NuPhy Air75 V3 75% Low-profile Mechanical keyboard
NuPhy Air75 V3 keyboard on desk

What I like here is the balance. It is a 75% layout, so you still get the function row and arrows, but it avoids the wasted width that makes full-size boards feel like desk tax. NuPhy also keeps the board in the low-profile lane instead of pretending thinness and mechanical feel are mutually exclusive.

The visual design is restrained in a good way. The board still looks like a keyboard, not a toy trying too hard to become a lifestyle object. Even in photos, it reads clean and composed: slim chassis, compact footprint, and enough contrast in the keycaps to stay legible instead of drifting into minimalist nonsense.

Why this one is interesting

  • Low-profile without looking flimsy. That alone rules out a lot of boards in this category.
  • 75% layout is the practical sweet spot. Arrows and function keys stay; empty width goes away.
  • Wireless or wired. It fits the laptop-desk setup instead of forcing one mode.
  • Mac / Windows support. Useful when a keyboard has to move between machines instead of living in one static setup.

The part that matters more than specs

Keyboard people love turning everything into a spreadsheet: thickness, battery, switch options, polling rate, materials. Some of that matters. Most of what actually decides whether a keyboard stays on the desk is simpler: does it feel annoying after a week? Does it waste space? Does it look better every time you sit down, or does it start feeling like one more piece of gadget clutter?

The Air75 V3 looks like it has a decent shot at passing that test. It seems aimed at the kind of setup where portability still matters, but not enough to accept a bad typing experience or a cramped layout.

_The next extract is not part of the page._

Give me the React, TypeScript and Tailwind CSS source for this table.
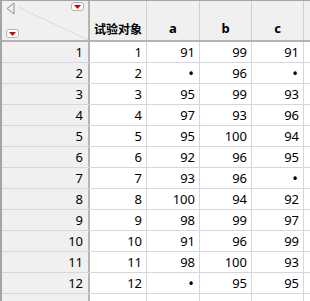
const rows: (number | null)[][] = [
  [1, 91, 99, 91],
  [2, null, 96, null],
  [3, 95, 99, 93],
  [4, 97, 93, 96],
  [5, 95, 100, 94],
  [6, 92, 96, 95],
  [7, 93, 96, null],
  [8, 100, 94, 92],
  [9, 98, 99, 97],
  [10, 91, 96, 99],
  [11, 98, 100, 93],
  [12, null, 95, 95],
];

const widths = ["w-[57px]", "w-[53px]", "w-[52px]", "w-[52px]"];

function DropButton({ className }: { className: string }) {
  return (
    <div
      className={`absolute flex h-[9px] w-[13px] items-center justify-center rounded-[3px] border border-[#b4b4b4] bg-white ${className}`}
    >
      <svg width="7" height="4" viewBox="0 0 7 4">
        <polygon points="0,0 7,0 3.5,4" fill="#d40000" />
      </svg>
    </div>
  );
}

function Cell({ value, width }: { value: number | null; width: string }) {
  return (
    <div
      className={`flex h-full shrink-0 items-center justify-end border-r border-[#d6d6de] pr-[4px] ${width}`}
    >
      {value === null ? <span className="pr-[1px] text-[15px]">•</span> : value}
    </div>
  );
}

export default function App() {
  return (
    <div className="h-[301px] w-[310px] overflow-hidden border-l-2 border-t border-[#a4a4a4] bg-white font-['Noto_Sans','Noto_Sans_CJK_SC',sans-serif] text-[13px] leading-none text-black">
      <div className="flex h-[41px] border-b-2 border-[#b4b4b4] bg-[#f0f0f0]">
        <div className="relative h-full w-[88px] shrink-0 border-r-2 border-[#b4b4b4]">
          <svg className="absolute inset-0" width="86" height="39">
            <line x1="16" y1="6" x2="86" y2="39" stroke="#d8d8e4" strokeWidth="1" />
            <polygon points="12,2 5,7.5 12,13" fill="none" stroke="#8c8c8c" strokeWidth="1" />
          </svg>
          <DropButton className="left-[69px] top-[1px]" />
          <DropButton className="left-[4px] top-[28px]" />
        </div>
        {["试验对象", "a", "b", "c"].map((name, i) => (
          <div
            key={name}
            className={`flex h-full shrink-0 items-end justify-center border-r border-[#d0d0d0] pb-[5px] font-bold ${widths[i]} ${i === 0 ? "text-[12px] font-['Noto_Sans_CJK_SC',sans-serif]" : ""}`}
          >
            {name}
          </div>
        ))}
        <div className="h-full w-[60px] shrink-0" />
      </div>
      {rows.map((row) => (
        <div key={row[0]} className="flex h-[21px] border-b border-[#d6d6de]">
          <div className="flex h-full w-[88px] shrink-0 items-center justify-end border-r-2 border-[#b4b4b4] bg-[#f0f0f0] pr-[5px]">
            {row[0]}
          </div>
          {row.map((v, i) => (
            <Cell key={i} value={v} width={widths[i]} />
          ))}
          <div className="h-full w-[60px] shrink-0" />
        </div>
      ))}
      <div className="flex h-[21px]">
        <div className="h-full w-[88px] shrink-0 border-r-2 border-[#b4b4b4] bg-[#f0f0f0]" />
        {widths.map((w, i) => (
          <div key={i} className={`h-full shrink-0 border-r border-[#d6d6de] ${w}`} />
        ))}
      </div>
    </div>
  );
}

That is a much more believable target than the usual "ultimate keyboard for everyone" nonsense.

Tradeoff

The tradeoff is the same one that follows most low-profile boards: even when they are good, they are still a compromise relative to a deeper, more planted full-height mechanical keyboard. If someone wants maximum key travel and the heaviest, most sculpted feel possible, this is probably not the point. The point is getting something cleaner and thinner without dropping into mushy laptop-keyboard territory.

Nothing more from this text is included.